# [Written request]
All of the material below is to be restated word for word, apart from the pictures.

# [Data section]
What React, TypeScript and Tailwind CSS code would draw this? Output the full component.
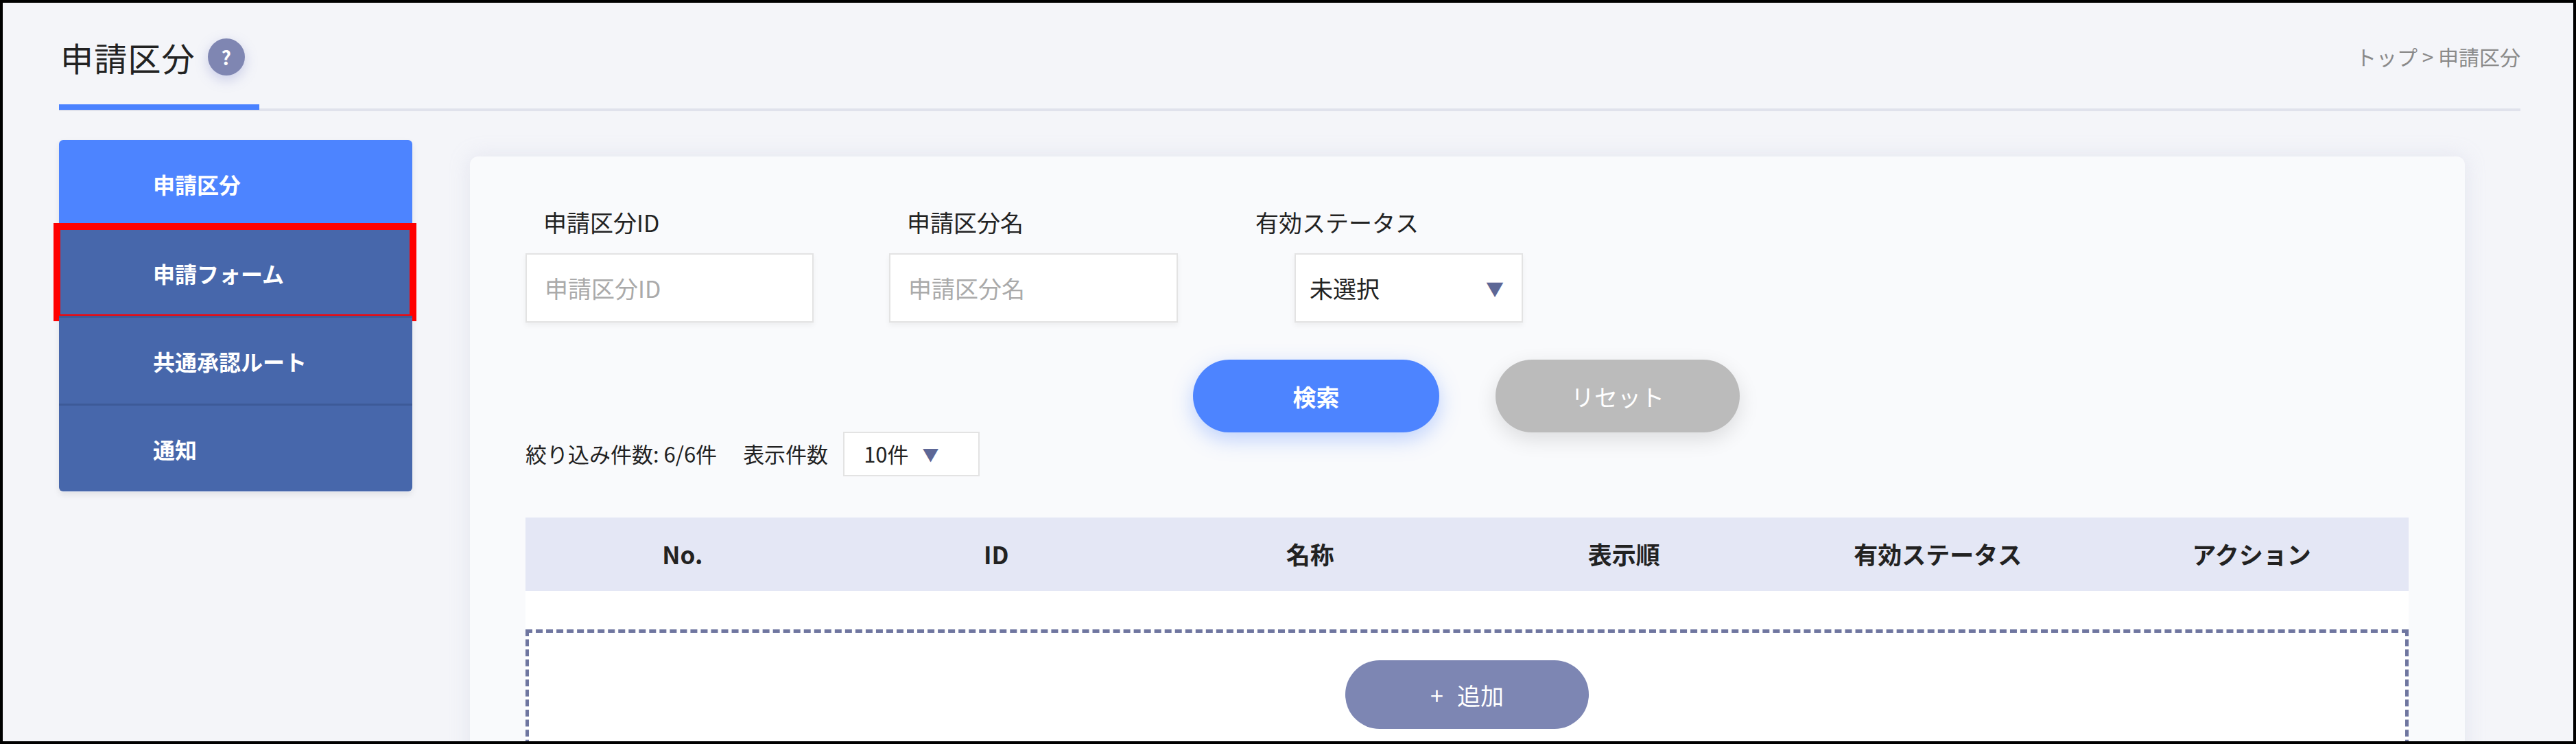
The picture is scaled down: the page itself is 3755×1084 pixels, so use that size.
const font = { fontFamily: '"Noto Sans CJK JP", "Liberation Sans", sans-serif' }

const navItems = ['申請区分', '申請フォーム', '共通承認ルート', '通知']
const columns = ['No.', 'ID', '名称', '表示順', '有効ステータス', 'アクション']

export default function App() {
  return (
    <div style={font} className="w-[3755px] h-[1084px] overflow-hidden border-[4px] border-black bg-[#f4f5f9] text-[#222]">
      {/* Header */}
      <div className="flex items-start justify-between pl-[82px] pr-[77px] pt-[44px]">
        <div className="flex flex-col">
          <div className="flex items-center gap-[18px] pl-[2px] h-[70px]">
            <span className="text-[48px] leading-none tracking-wide">申請区分</span>
            <span className="w-[54px] h-[54px] rounded-full bg-[#7f86b2] text-white text-[28px] font-bold flex items-center justify-center shadow-[0_6px_18px_rgba(120,130,200,0.35)]">?</span>
          </div>
        </div>
        <div className="text-[30px] text-[#8a8a8a] mt-[12px]">トップ &gt; 申請区分</div>
      </div>
      <div className="ml-[82px] mr-[77px] mt-[40px] relative h-[4px] bg-[#e0e2ec]">
        <div className="absolute left-0 -top-[6px] w-[292px] h-[8px] bg-[#4a82ff]" />
      </div>

      <div className="flex pl-[82px] pt-[42px] gap-[84px]">
        {/* Sidebar */}
        <div className="w-[515px] h-[513px] shrink-0 rounded-[6px] shadow-[0_4px_10px_rgba(0,0,0,0.08)]">
          {navItems.map((n, i) => (
            <div
              key={n}
              className={
                'relative h-[128px] flex items-center pl-[137px] text-white text-[32px] font-bold ' +
                (i === 0 ? 'bg-[#4d84ff] rounded-t-[6px]' : 'bg-[#4767ab] border-t-[3px] border-[#3d5a98]') +
                (i === 3 ? ' rounded-b-[6px]' : '')
              }
            >
              {n}
              {i === 1 && <div className="absolute -left-[8px] -right-[6px] -top-[10px] -bottom-[8px] border-[10px] border-[#ff0000]" />}
            </div>
          ))}
        </div>

        {/* Card */}
        <div className="w-[2908px] h-[900px] mt-[24px] bg-[#f9fafc] rounded-[12px] shadow-[0_0_30px_rgba(180,185,210,0.25)] pl-[81px] pr-[82px] pt-[70px]">
          <div className="flex gap-[110px]">
            <div>
              <div className="text-[34px] pl-[26px] mb-[20px]">申請区分ID</div>
              <div className="w-[420px] h-[101px] bg-white border-[2px] border-[#e3e3e3] shadow-[0_4px_8px_rgba(0,0,0,0.05)] flex items-center pl-[26px] text-[34px] text-[#aaa]">申請区分ID</div>
            </div>
            <div>
              <div className="text-[34px] pl-[26px] mb-[20px]">申請区分名</div>
              <div className="w-[421px] h-[101px] bg-white border-[2px] border-[#e3e3e3] shadow-[0_4px_8px_rgba(0,0,0,0.05)] flex items-center pl-[26px] text-[34px] text-[#aaa]">申請区分名</div>
            </div>
            <div>
              <div className="text-[34px] pl-[3px] mb-[20px]">有効ステータス</div>
              <div className="ml-[60px] w-[333px] h-[101px] bg-white border-[2px] border-[#e3e3e3] shadow-[0_4px_8px_rgba(0,0,0,0.05)] flex items-center justify-between pl-[20px] pr-[26px] text-[34px]">
                <span>未選択</span>
                <span className="text-[#5d6796] text-[26px]">▼</span>
              </div>
            </div>
          </div>

          <div className="flex gap-[82px] ml-[973px] mt-[54px]">
            <div className="w-[359px] h-[106px] rounded-full bg-[#4d84ff] text-white text-[34px] font-bold flex items-center justify-center shadow-[0_10px_30px_rgba(77,132,255,0.35)]">検索</div>
            <div className="w-[356px] h-[106px] rounded-full bg-[#bbbbbb] text-white text-[34px] flex items-center justify-center shadow-[0_10px_30px_rgba(0,0,0,0.12)]">リセット</div>
          </div>

          <div className="flex items-center -mt-[1px] text-[31px]">
            <span>絞り込み件数: 6/6件</span>
            <span className="ml-[38px]">表示件数</span>
            <div className="ml-[22px] w-[199px] h-[65px] bg-white border-[2px] border-[#e3e3e3] flex items-center pl-[28px] gap-[20px]">
              <span>10件</span>
              <span className="text-[#5d6796] text-[24px]">▼</span>
            </div>
          </div>

          <div className="mt-[60px] grid grid-cols-6 h-[107px] bg-[#e4e7f5] items-center text-center text-[35px] font-bold">
            {columns.map((c) => (
              <div key={c}>{c}</div>
            ))}
          </div>
          <div className="bg-white pt-[56px]">
            <div className="h-[200px] border-[5px] border-dashed border-[#6f76a0] flex justify-center pt-[40px]">
              <div className="w-[355px] h-[100px] rounded-full bg-[#7d86b3] text-white text-[34px] flex items-center justify-center gap-[20px]">
                <span>+</span>
                <span>追加</span>
              </div>
            </div>
          </div>
        </div>
      </div>
    </div>
  )
}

# [Task result]
What React, TypeScript and Tailwind CSS code would draw this? Output the full component.
The picture is scaled down: the page itself is 3755×1084 pixels, so use that size.
const font = { fontFamily: '"Noto Sans CJK JP", "Liberation Sans", sans-serif' }

const navItems = ['申請区分', '申請フォーム', '共通承認ルート', '通知']
const columns = ['No.', 'ID', '名称', '表示順', '有効ステータス', 'アクション']

export default function App() {
  return (
    <div style={font} className="w-[3755px] h-[1084px] overflow-hidden border-[4px] border-black bg-[#f4f5f9] text-[#222]">
      {/* Header */}
      <div className="flex items-start justify-between pl-[82px] pr-[77px] pt-[44px]">
        <div className="flex flex-col">
          <div className="flex items-center gap-[18px] pl-[2px] h-[70px]">
            <span className="text-[48px] leading-none tracking-wide">申請区分</span>
            <span className="w-[54px] h-[54px] rounded-full bg-[#7f86b2] text-white text-[28px] font-bold flex items-center justify-center shadow-[0_6px_18px_rgba(120,130,200,0.35)]">?</span>
          </div>
        </div>
        <div className="text-[30px] text-[#8a8a8a] mt-[12px]">トップ &gt; 申請区分</div>
      </div>
      <div className="ml-[82px] mr-[77px] mt-[40px] relative h-[4px] bg-[#e0e2ec]">
        <div className="absolute left-0 -top-[6px] w-[292px] h-[8px] bg-[#4a82ff]" />
      </div>

      <div className="flex pl-[82px] pt-[42px] gap-[84px]">
        {/* Sidebar */}
        <div className="w-[515px] h-[513px] shrink-0 rounded-[6px] shadow-[0_4px_10px_rgba(0,0,0,0.08)]">
          {navItems.map((n, i) => (
            <div
              key={n}
              className={
                'relative h-[128px] flex items-center pl-[137px] text-white text-[32px] font-bold ' +
                (i === 0 ? 'bg-[#4d84ff] rounded-t-[6px]' : 'bg-[#4767ab] border-t-[3px] border-[#3d5a98]') +
                (i === 3 ? ' rounded-b-[6px]' : '')
              }
            >
              {n}
              {i === 1 && <div className="absolute -left-[8px] -right-[6px] -top-[10px] -bottom-[8px] border-[10px] border-[#ff0000]" />}
            </div>
          ))}
        </div>

        {/* Card */}
        <div className="w-[2908px] h-[900px] mt-[24px] bg-[#f9fafc] rounded-[12px] shadow-[0_0_30px_rgba(180,185,210,0.25)] pl-[81px] pr-[82px] pt-[70px]">
          <div className="flex gap-[110px]">
            <div>
              <div className="text-[34px] pl-[26px] mb-[20px]">申請区分ID</div>
              <div className="w-[420px] h-[101px] bg-white border-[2px] border-[#e3e3e3] shadow-[0_4px_8px_rgba(0,0,0,0.05)] flex items-center pl-[26px] text-[34px] text-[#aaa]">申請区分ID</div>
            </div>
            <div>
              <div className="text-[34px] pl-[26px] mb-[20px]">申請区分名</div>
              <div className="w-[421px] h-[101px] bg-white border-[2px] border-[#e3e3e3] shadow-[0_4px_8px_rgba(0,0,0,0.05)] flex items-center pl-[26px] text-[34px] text-[#aaa]">申請区分名</div>
            </div>
            <div>
              <div className="text-[34px] pl-[3px] mb-[20px]">有効ステータス</div>
              <div className="ml-[60px] w-[333px] h-[101px] bg-white border-[2px] border-[#e3e3e3] shadow-[0_4px_8px_rgba(0,0,0,0.05)] flex items-center justify-between pl-[20px] pr-[26px] text-[34px]">
                <span>未選択</span>
                <span className="text-[#5d6796] text-[26px]">▼</span>
              </div>
            </div>
          </div>

          <div className="flex gap-[82px] ml-[973px] mt-[54px]">
            <div className="w-[359px] h-[106px] rounded-full bg-[#4d84ff] text-white text-[34px] font-bold flex items-center justify-center shadow-[0_10px_30px_rgba(77,132,255,0.35)]">検索</div>
            <div className="w-[356px] h-[106px] rounded-full bg-[#bbbbbb] text-white text-[34px] flex items-center justify-center shadow-[0_10px_30px_rgba(0,0,0,0.12)]">リセット</div>
          </div>

          <div className="flex items-center -mt-[1px] text-[31px]">
            <span>絞り込み件数: 6/6件</span>
            <span className="ml-[38px]">表示件数</span>
            <div className="ml-[22px] w-[199px] h-[65px] bg-white border-[2px] border-[#e3e3e3] flex items-center pl-[28px] gap-[20px]">
              <span>10件</span>
              <span className="text-[#5d6796] text-[24px]">▼</span>
            </div>
          </div>

          <div className="mt-[60px] grid grid-cols-6 h-[107px] bg-[#e4e7f5] items-center text-center text-[35px] font-bold">
            {columns.map((c) => (
              <div key={c}>{c}</div>
            ))}
          </div>
          <div className="bg-white pt-[56px]">
            <div className="h-[200px] border-[5px] border-dashed border-[#6f76a0] flex justify-center pt-[40px]">
              <div className="w-[355px] h-[100px] rounded-full bg-[#7d86b3] text-white text-[34px] flex items-center justify-center gap-[20px]">
                <span>+</span>
                <span>追加</span>
              </div>
            </div>
          </div>
        </div>
      </div>
    </div>
  )
}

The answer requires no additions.